Ahora mismo acaba de irse una heneadora después de decirme con tono compasivo: -«Pobre hermanita, ¡cómo tiene que cansarte estar escribiendo así todo el día! -«No te preocupes, le contesté, parece que escribo mucho, pero en realidad no escribo casi nada». -«Me alegro, me dijo ya más tranquila; de todas formas, me alegro de que estemos con la siega, pues eso no dejará de distraerte un poco». Y, en efecto, es una distracción tan grande la que tengo (sin contar las visitas de las enfermeras), que no miento cuando digo que no escribo casi nada. Por suerte, no me desanimo fácilmente. Para demostrárselo, Madre, voy a terminar de explicarle lo que Jesús me ha hecho comprender acerca de la caridad. Hasta aquí sólo le he hablado de lo exterior. Ahora quisiera decirle cómo entiendo yo la caridad puramente espiritual. Estoy segura, Madre, de que no tardaré en mezclar una con otra. 

Pero como es a usted a quien le hablo, sé que no le será difícil captar mi pensamiento y desenredar la madeja de su hija. No siempre es posible en el Carmelo practicar al pie de la letra las enseñanzas del Evangelio. A veces una se ve obligada, en razón de su oficio, a negarse a hacer un favor. Pero cuando la caridad ha echado hondas raíces en el alma, se manifiesta al exterior. Hay una forma tan elegante de negar lo que no se puede dar, que la negativa agrada tanto como el mismo don. Es cierto que cuesta menos pedir un favor a una hermana que está siempre dispuesta a complacernos. Pero Jesús dijo: «Al que te pide prestado, no lo rehuyas». 

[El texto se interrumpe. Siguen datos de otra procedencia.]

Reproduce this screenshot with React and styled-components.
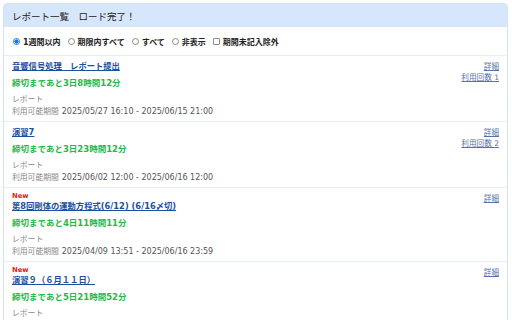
import React from 'react';
import styled, { createGlobalStyle } from 'styled-components';

const GlobalStyle = createGlobalStyle`
  html, body {
    margin: 0;
    padding: 0;
    background: #ffffff;
  }
  body {
    font-family: "DejaVu Sans", "Noto Sans CJK JP", sans-serif;
    color: #333;
  }
`;

const Page = styled.div`
  width: 512px;
  height: 320px;
  overflow: hidden;
  padding: 3px 4px 0 3px;
  box-sizing: border-box;
`;

const Panel = styled.div`
  border: 1px solid #d3e3f6;
  border-radius: 4px 4px 0 0;
  background: #fff;
`;

const PanelHeader = styled.div`
  background: #d6e6fb;
  height: 23px;
  display: flex;
  align-items: center;
  padding: 0 8px;
  font-size: 9.5px;
  color: #222;
  border-radius: 3px 3px 0 0;
`;

const FilterRow = styled.div`
  display: flex;
  align-items: center;
  height: 28px;
  padding: 0 9px;
  gap: 7px;
  border-bottom: 1px solid #e4effa;
  font-size: 8px;
  font-weight: bold;
  color: #222;
`;

const FilterOption = styled.label`
  display: flex;
  align-items: center;
  gap: 3px;
`;

const Check = styled.input`
  appearance: none;
  width: 7px;
  height: 7px;
  margin: 0;
  box-sizing: border-box;
  border: 1px solid #8a8a8a;
  border-radius: ${p => (p.type === 'radio' ? '50%' : '1px')};
  background: #fff;

  &:checked {
    border-color: #1a73e8;
    background: radial-gradient(circle, #1a73e8 0 55%, #fff 60%);
  }
`;

const Item = styled.div`
  display: flex;
  justify-content: space-between;
  padding: 4px 8px 3px 8px;
  border-bottom: 1px solid #e4effa;
`;

const ItemBody = styled.div`
  display: flex;
  flex-direction: column;
`;

const NewMark = styled.div`
  color: #e21b1b;
  font-size: 6.8px;
  font-weight: bold;
  line-height: 7px;
  margin-top: 1px;
`;

const Title = styled.a`
  color: #1b4f9f;
  font-size: 8.3px;
  font-weight: bold;
  line-height: 12px;
  text-decoration: underline;
  align-self: flex-start;
`;

const Deadline = styled.div`
  color: #26b94a;
  font-size: 8.5px;
  font-weight: bold;
  line-height: 12px;
  margin-top: 5px;
`;

const Kind = styled.div`
  color: #888;
  font-size: 7.8px;
  line-height: 12px;
  margin-top: 5px;
`;

const Period = styled.div`
  font-size: 8px;
  line-height: 12px;
  color: #555;
`;

const PeriodLabel = styled.span`
  color: #888;
  font-size: 7.8px;
  margin-right: 3px;
`;

const SideLinks = styled.div`
  display: flex;
  flex-direction: column;
  align-items: flex-end;
  padding-top: 1px;
`;

const SideLink = styled.a`
  color: #5572ad;
  font-size: 7.6px;
  line-height: 11px;
  text-decoration: underline;
`;

const reports = [
  {
    title: '音響信号処理　レポート提出',
    deadline: '締切まであと3日8時間12分',
    period: '2025/05/27 16:10 - 2025/06/15 21:00',
    uses: 1,
  },
  {
    title: '演習7',
    deadline: '締切まであと3日23時間12分',
    period: '2025/06/02 12:00 - 2025/06/16 12:00',
    uses: 2,
  },
  {
    title: '第8回剛体の運動方程式(6/12) (6/16〆切)',
    deadline: '締切まであと4日11時間11分',
    period: '2025/04/09 13:51 - 2025/06/16 23:59',
    isNew: true,
  },
  {
    title: '演習９（６月１１日）',
    deadline: '締切まであと5日21時間52分',
    period: '2025/06/14 10:40 - 2025/06/19 10:40',
    isNew: true,
  },
];

const filters = [
  { label: '1週間以内', type: 'radio', checked: true },
  { label: '期限内すべて', type: 'radio' },
  { label: 'すべて', type: 'radio' },
  { label: '非表示', type: 'radio' },
  { label: '期間未記入除外', type: 'checkbox' },
];

const ReportItem = ({ report }) => (
  <Item>
    <ItemBody>
      {report.isNew && <NewMark>New</NewMark>}
      <Title href="#">{report.title}</Title>
      <Deadline>{report.deadline}</Deadline>
      <Kind>レポート</Kind>
      <Period>
        <PeriodLabel>利用可能期間</PeriodLabel>
        {report.period}
      </Period>
    </ItemBody>
    <SideLinks>
      <SideLink href="#">詳細</SideLink>
      {report.uses && <SideLink href="#">利用回数 {report.uses}</SideLink>}
    </SideLinks>
  </Item>
);

const App = () => (
  <Page>
    <GlobalStyle />
    <Panel>
      <PanelHeader>レポート一覧　ロード完了！</PanelHeader>
      <FilterRow>
        {filters.map((f, idx) => (
          <FilterOption key={idx}>
            <Check
              type={f.type}
              name={f.type === 'radio' ? 'range' : undefined}
              defaultChecked={f.checked}
            />
            {f.label}
          </FilterOption>
        ))}
      </FilterRow>
      {reports.map((r, idx) => (
        <ReportItem key={idx} report={r} />
      ))}
    </Panel>
  </Page>
);

export default App;
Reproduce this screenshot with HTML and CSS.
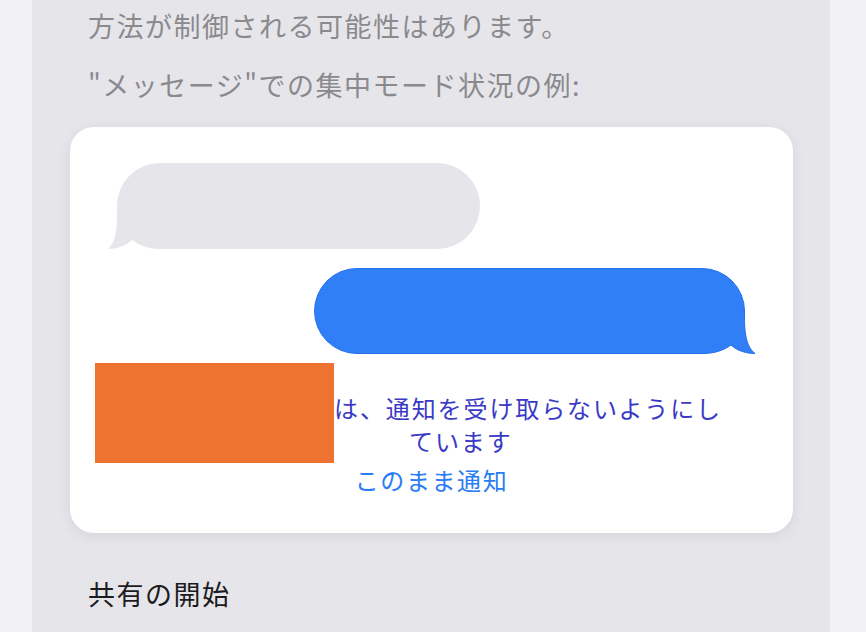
FILE: index.html
```html
<!DOCTYPE html>
<html lang="ja">
<head>
    <meta charset="UTF-8">
    <meta name="viewport" content="width=device-width, initial-scale=1.0">
    <title>集中モード</title>
    <link rel="stylesheet" href="styles.css">
</head>
<body>
    <div class="panel">
        <p class="note">方法が制御される可能性はあります。</p>
        <p class="note note-gap">"メッセージ"での集中モード状況の例:</p>

        <div class="card">
            <div class="bubble-row">
                <svg class="bubble" width="372" height="86" viewBox="0 0 372 86">
                    <path fill="#e5e5ea" d="M52 0 H329 A43 43 0 0 1 329 86 H52 C42 86 32 83 24 77 C18 83 8 86 0 86 C7 80 9 70 9 50 V43 A43 43 0 0 1 52 0 Z"/>
                </svg>
            </div>
            <div class="bubble-row bubble-row-me">
                <svg class="bubble" width="441" height="86" viewBox="0 0 441 86">
                    <path fill="#307ff7" stroke="#2571ea" stroke-width="1" d="M43 0.5 H388 A42.5 42.5 0 0 1 430.5 43 V50 C430.5 70 434 80 441 85.5 C433 85.5 423 83 417 77 C409 83 399 85.5 389 85.5 H43 A42.5 42.5 0 0 1 43 0.5 Z"/>
                </svg>
            </div>

            <div class="notice">
                <div class="redact"></div>
                <div class="notice-text">
                    <span class="line">は、通知を受け取らないようにし</span>
                    <span class="line line-wrap">ています</span>
                </div>
            </div>
            <div class="notify-anyway">このまま通知</div>
        </div>

        <p class="row-title">共有の開始</p>
    </div>
</body>
</html>
```

FILE: styles.css
```css
body {
    font-family: "Noto Sans CJK JP", "Noto Sans", sans-serif;
    background-color: #f2f1f6;
    margin: 0;
    padding: 0;
}
.panel {
    margin: 0 36px 0 32px;
    min-height: 632px;
    background: #e6e5ea;
    padding: 8px 37px 0 38px;
    box-sizing: border-box;
}
.note {
    margin: 0 0 0 18px;
    font-size: 27px;
    line-height: 36px;
    letter-spacing: 1.5px;
    color: #8a8a8e;
}
.note-gap {
    margin-top: 23px;
}
.card {
    margin-top: 24px;
    background: #fff;
    border-radius: 24px;
    box-shadow: 0 3px 14px rgba(0, 0, 0, 0.07);
    padding: 36px 0 37px;
}
.bubble-row {
    display: flex;
    padding: 0 38px;
}
.bubble-row-me {
    justify-content: flex-end;
    margin-top: 19px;
}
.bubble {
    display: block;
}
.notice {
    display: flex;
    margin: 9px 0 0 25px;
}
.redact {
    width: 239px;
    height: 100px;
    background: #ee7331;
    flex-shrink: 0;
}
.notice-text {
    margin-top: 28px;
    color: #3a3ac6;
    font-size: 24px;
    line-height: 33px;
    letter-spacing: 1.9px;
}
.line {
    display: block;
    white-space: nowrap;
}
.line-wrap {
    padding-left: 75px;
}
.notify-anyway {
    text-align: center;
    color: #2a7cf5;
    font-size: 24px;
    line-height: 33px;
    letter-spacing: 1.6px;
}
.row-title {
    margin: 43px 0 0 18px;
    font-size: 27px;
    line-height: 36px;
    letter-spacing: 1.5px;
    color: #1c1c1e;
}
```
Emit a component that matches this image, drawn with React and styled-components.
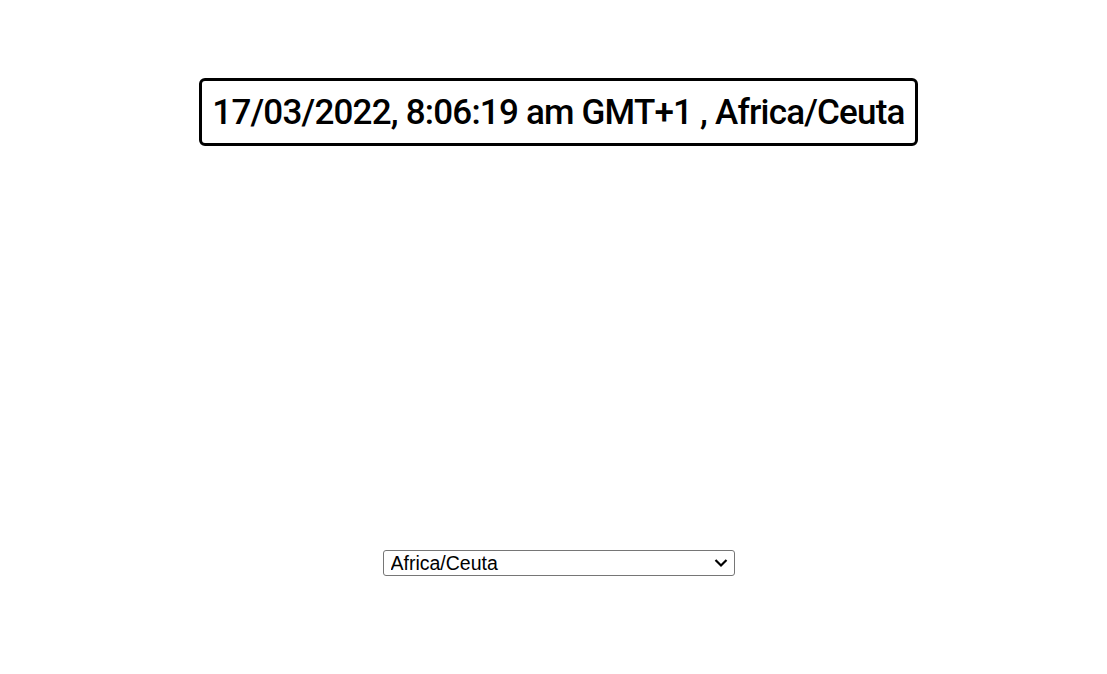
import React, { useState } from 'react';
import styled, { createGlobalStyle } from 'styled-components';

const GlobalStyle = createGlobalStyle`
  body {
    margin: 0;
    background: #ffffff;
  }
`;

const Page = styled.div`
  display: flex;
  flex-direction: column;
  align-items: center;
  padding-left: 10px;
  padding-top: 78px;
`;

const Clock = styled.div`
  box-sizing: border-box;
  height: 68px;
  display: flex;
  align-items: center;
  padding: 0 10px;
  border: 3px solid #000;
  border-radius: 6px;
  font-family: Roboto, 'DejaVu Sans', sans-serif;
  font-weight: 500;
  font-size: 35px;
  letter-spacing: -0.8px;
  color: #000;
  white-space: nowrap;
`;

const SelectWrap = styled.div`
  position: relative;
  margin-top: 404px;
  width: 352px;
  height: 26px;
`;

const ZoneSelect = styled.select`
  box-sizing: border-box;
  appearance: none;
  width: 100%;
  height: 100%;
  padding: 0 24px 0 7px;
  border: 1px solid #767676;
  border-radius: 3px;
  background: #fff;
  font-family: 'Liberation Sans', Arial, sans-serif;
  font-size: 19.5px;
  color: #000;
  outline: none;
`;

const Chevron = styled.svg`
  position: absolute;
  right: 7px;
  top: 8px;
  width: 14px;
  height: 10px;
  pointer-events: none;
`;

const zones = ['Africa/Ceuta', 'Africa/Cairo', 'Europe/London', 'Europe/Madrid'];

export default function App() {
  const [zone, setZone] = useState('Africa/Ceuta');
  return (
    <>
      <GlobalStyle />
      <Page>
        <Clock>17/03/2022, 8:06:19 am GMT+1 , {zone}</Clock>
        <SelectWrap>
          <ZoneSelect value={zone} onChange={e => setZone(e.target.value)}>
            {zones.map(z => (
              <option key={z} value={z}>
                {z}
              </option>
            ))}
          </ZoneSelect>
          <Chevron viewBox="0 0 14 10">
            <path d="M1.5 2 L7 7.5 L12.5 2" fill="none" stroke="#000" strokeWidth="2.2" />
          </Chevron>
        </SelectWrap>
      </Page>
    </>
  );
}
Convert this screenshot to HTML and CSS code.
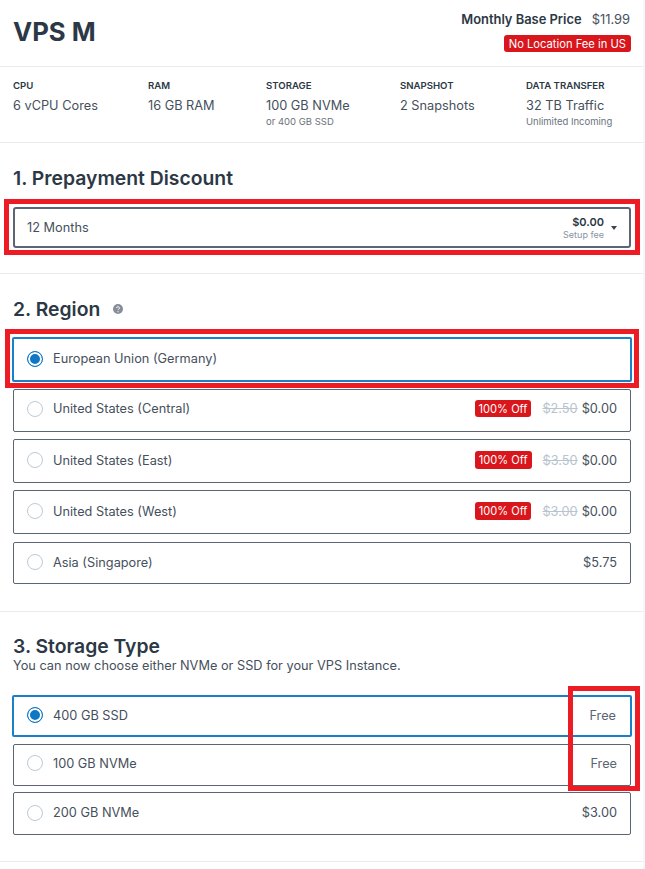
FILE: index.html
```html
<!DOCTYPE html>
<html lang="en">
<head>
<meta charset="utf-8">
<title>VPS M</title>
<link rel="stylesheet" href="styles.css">
</head>
<body>
<main class="page">
  <header class="head">
    <h1 class="title">VPS M</h1>
    <div class="price-box">
      <div class="price-line"><strong>Monthly Base Price</strong><span>$11.99</span></div>
      <span class="badge badge-large">No Location Fee in US</span>
    </div>
  </header>
  <section class="specs">
    <div class="spec"><h4>CPU</h4><p>6 vCPU Cores</p></div>
    <div class="spec"><h4>RAM</h4><p>16 GB RAM</p></div>
    <div class="spec"><h4>STORAGE</h4><p>100 GB NVMe</p><small>or 400 GB SSD</small></div>
    <div class="spec"><h4>SNAPSHOT</h4><p>2 Snapshots</p></div>
    <div class="spec"><h4>DATA TRANSFER</h4><p>32 TB Traffic</p><small>Unlimited Incoming</small></div>
  </section>
  <section class="block block-prepay">
    <h2>1. Prepayment Discount</h2>
    <div class="select">
      <span>12 Months</span>
      <div class="select-end">
        <div class="fee"><b>$0.00</b><small>Setup fee</small></div>
        <svg class="caret" width="6" height="4" viewBox="0 0 6 4"><path d="M0 0h6L3 4z"/></svg>
      </div>
    </div>
  </section>
  <section class="block block-region">
    <h2>2. Region <svg class="help" width="10" height="10" viewBox="0 0 10 10"><circle cx="5" cy="5" r="5"/><path d="M3.6 4a1.4 1.3 0 1 1 2.1 1.1c-.5.3-.7.5-.7 1" fill="none" stroke="#fff" stroke-width="1"/><circle cx="5" cy="7.7" r=".6" fill="#fff"/></svg></h2>
    <div class="options">
      <div class="option selected"><i class="radio"></i><span class="name">European Union (Germany)</span></div>
      <div class="option"><i class="radio"></i><span class="name">United States (Central)</span><span class="badge">100% Off</span><s>$2.50</s><span class="cost">$0.00</span></div>
      <div class="option"><i class="radio"></i><span class="name">United States (East)</span><span class="badge">100% Off</span><s>$3.50</s><span class="cost">$0.00</span></div>
      <div class="option"><i class="radio"></i><span class="name">United States (West)</span><span class="badge">100% Off</span><s>$3.00</s><span class="cost">$0.00</span></div>
      <div class="option"><i class="radio"></i><span class="name">Asia (Singapore)</span><span class="cost">$5.75</span></div>
    </div>
  </section>
  <section class="block block-storage">
    <h2>3. Storage Type</h2>
    <p class="sub">You can now choose either NVMe or SSD for your VPS Instance.</p>
    <div class="options">
      <div class="option selected"><i class="radio"></i><span class="name">400 GB SSD</span><span class="cost free">Free</span></div>
      <div class="option"><i class="radio"></i><span class="name">100 GB NVMe</span><span class="cost free">Free</span></div>
      <div class="option"><i class="radio"></i><span class="name">200 GB NVMe</span><span class="cost">$3.00</span></div>
    </div>
  </section>
  <div class="mark mark-select"></div>
  <div class="mark mark-region"></div>
  <div class="mark mark-free"></div>
</main>
</body>
</html>
```

FILE: styles.css
```css
* { box-sizing: border-box; }
html, body { margin: 0; padding: 0; }
body { background: #f6f7f9; color: #46505c; font-family: Inter, "Noto Sans", sans-serif; font-size: 13px; overflow: hidden; height: 869px; }
.page { position: relative; width: 643px; height: 869px; background: #fff; }
h1, h2, h4, p { margin: 0; }

.head { display: flex; justify-content: space-between; height: 67px; padding: 11px 12px 0 13px; border-bottom: 1px solid #e6ebf0; }
.title { font-size: 25.7px; font-weight: 700; color: #2c3845; line-height: 42px; }
.price-box { display: flex; flex-direction: column; align-items: flex-end; gap: 7px; padding-top: 1px; }
.price-line { display: flex; gap: 10px; padding-right: 1px; font-size: 12.9px; line-height: 16px; }
.price-line strong { font-weight: 600; color: #2c3845; }
.badge { display: inline-flex; align-items: center; justify-content: center; background: #d9161c; color: #fff; font-size: 11.1px; border-radius: 3px; height: 17.5px; padding: 0 4px; margin-right: 11px; }
.badge-large { font-size: 11.2px; margin: 0; padding: 0 5px; height: 17px; }

.specs { height: 76px; padding: 13px 13px 0; border-bottom: 1px solid #e6ebf0; display: grid; grid-template-columns: 135px 118px 134px 126px 1fr; }
.spec h4 { font-size: 9.6px; font-weight: 600; color: #2c3845; line-height: 12px; }
.spec p { font-size: 12.75px; line-height: 16px; margin-top: 6px; }
.spec small { display: block; font-size: 9.5px; line-height: 12px; margin-top: 2px; color: #6a727c; }

.block { padding: 0 12px 0 13px; border-bottom: 1px solid #e9ecef; }
.block h2 { font-size: 19.35px; font-weight: 600; color: #2c3845; line-height: 24px; display: flex; align-items: center; }
.block-prepay { height: 131px; padding-top: 23px; }
.block-prepay h2 { margin-bottom: 17px; }
.select { height: 41px; border: 2px solid #5b6574; border-radius: 3px; display: flex; justify-content: space-between; align-items: center; padding: 0 12px; font-size: 12.75px; }
.select-end { display: flex; align-items: center; gap: 7px; }
.fee { display: flex; flex-direction: column; align-items: flex-end; }
.fee b { font-size: 11px; font-weight: 600; line-height: 13px; color: #2c3845; }
.fee small { font-size: 9px; line-height: 11px; color: #8a94a0; }
.caret { fill: #3a4350; }

.block-region { height: 338px; padding-top: 23px; }
.block-region h2 { margin-bottom: 16px; }
.help { margin-left: 13px; fill: #878d99; }
.options { display: flex; flex-direction: column; gap: 7px; }
.option { height: 43px; padding: 0 13px 2px; border: 1px solid #5b6574; border-radius: 2px; display: flex; align-items: center; font-size: 12.75px; }
.option.selected { height: 45px; margin: 0 -1px; padding-left: 13px; padding-right: 14px; border: 2px solid #1a80c8; }
.block-region .option:nth-child(2) { padding-bottom: 4px; }
.block-region .option:nth-child(3), .block-region .option:nth-child(4) { height: 44px; }
.block-region .option:nth-child(5) { height: 42px; margin-top: 1px; }
.block-storage .option { height: 42px; }
.block-storage .option:nth-child(2) { padding-bottom: 4px; }
.block-storage .option:last-child { height: 43px; margin-top: -1px; }
.block-storage .option.selected { height: 42px; }
.radio { width: 16px; height: 16px; border: 1px solid #bccad6; border-radius: 50%; margin-right: 10px; flex: none; }
.selected .radio { border-color: #0f77c4; background: #0f77c4; box-shadow: inset 0 0 0 2px #fff; }
.name { flex: 1; }
.option s { color: #b8c4ce; margin-right: 4px; }
.free { color: #5b6574; }

.block-storage { height: 250px; padding-top: 23px; }
.block-storage h2 { line-height: 23px; }
.sub { font-size: 12.75px; line-height: 15px; margin-bottom: 22px; }

.mark { position: absolute; border: 5px solid #ed1c24; }
.mark-select { left: 4px; top: 199px; width: 636px; height: 56px; }
.mark-region { left: 5px; top: 329px; width: 634px; height: 59px; }
.mark-free { left: 568px; top: 686px; width: 72px; height: 105px; }
```
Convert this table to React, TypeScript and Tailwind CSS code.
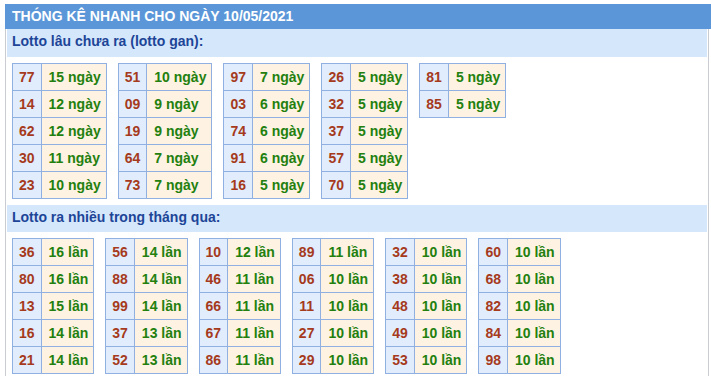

Así pues, no debemos huir de las hermanas que tienen la costumbre de estar siempre pidiendo favores, con el pretexto de que tendremos que negárselos. Ni debemos tampoco ser serviciales por parecerlo, o con la esperanza de que en otra ocasión la hermana a la que ahora ayudamos nos devolverá el favor, pues Nuestro Señor nos dice también: «Y si prestáis a aquellos de los esperáis recibir, ¿qué mérito tenéis? También los pecadores prestar a otros pecadores con intención de cobrárselo. No, vosotros prestad sin esperar nada, y tendréis un gran premio». Sí, el premio es grande, incluso en esta tierra... En este camino, sólo cuesta dar el primer paso. 

Prestar sin esperar nada a cambio parece duro a la naturaleza; preferiríamos dar, pues lo que damos ya no nos pertenece. Cuando alguien viene a decirnos con aire muy sincero: «Hermana, necesito tu ayuda durante unas horas; pero no te preocupes, que ya tengo permiso de nuestra Madre, y en otra ocasión te devolveré el tiempo que me dediques, pues sé lo ocupada que estás», como realmente sabemos muy bien que ese tiempo que prestamos nunca se nos devolverá, preferiríamos decir: Te lo regalo Esto satisfaría nuestro amor propio, pues dar es un acto más generoso que prestar, y además así hacemos saber a la hermana que no contamos con sus servicios... ¡Qué contrarias a los sentimientos de la naturaleza son las enseñanzas de Jesús! Sin la ayuda de su gracia, no sólo no podríamos ponerlas por obra, sino ni siquiera comprenderlas.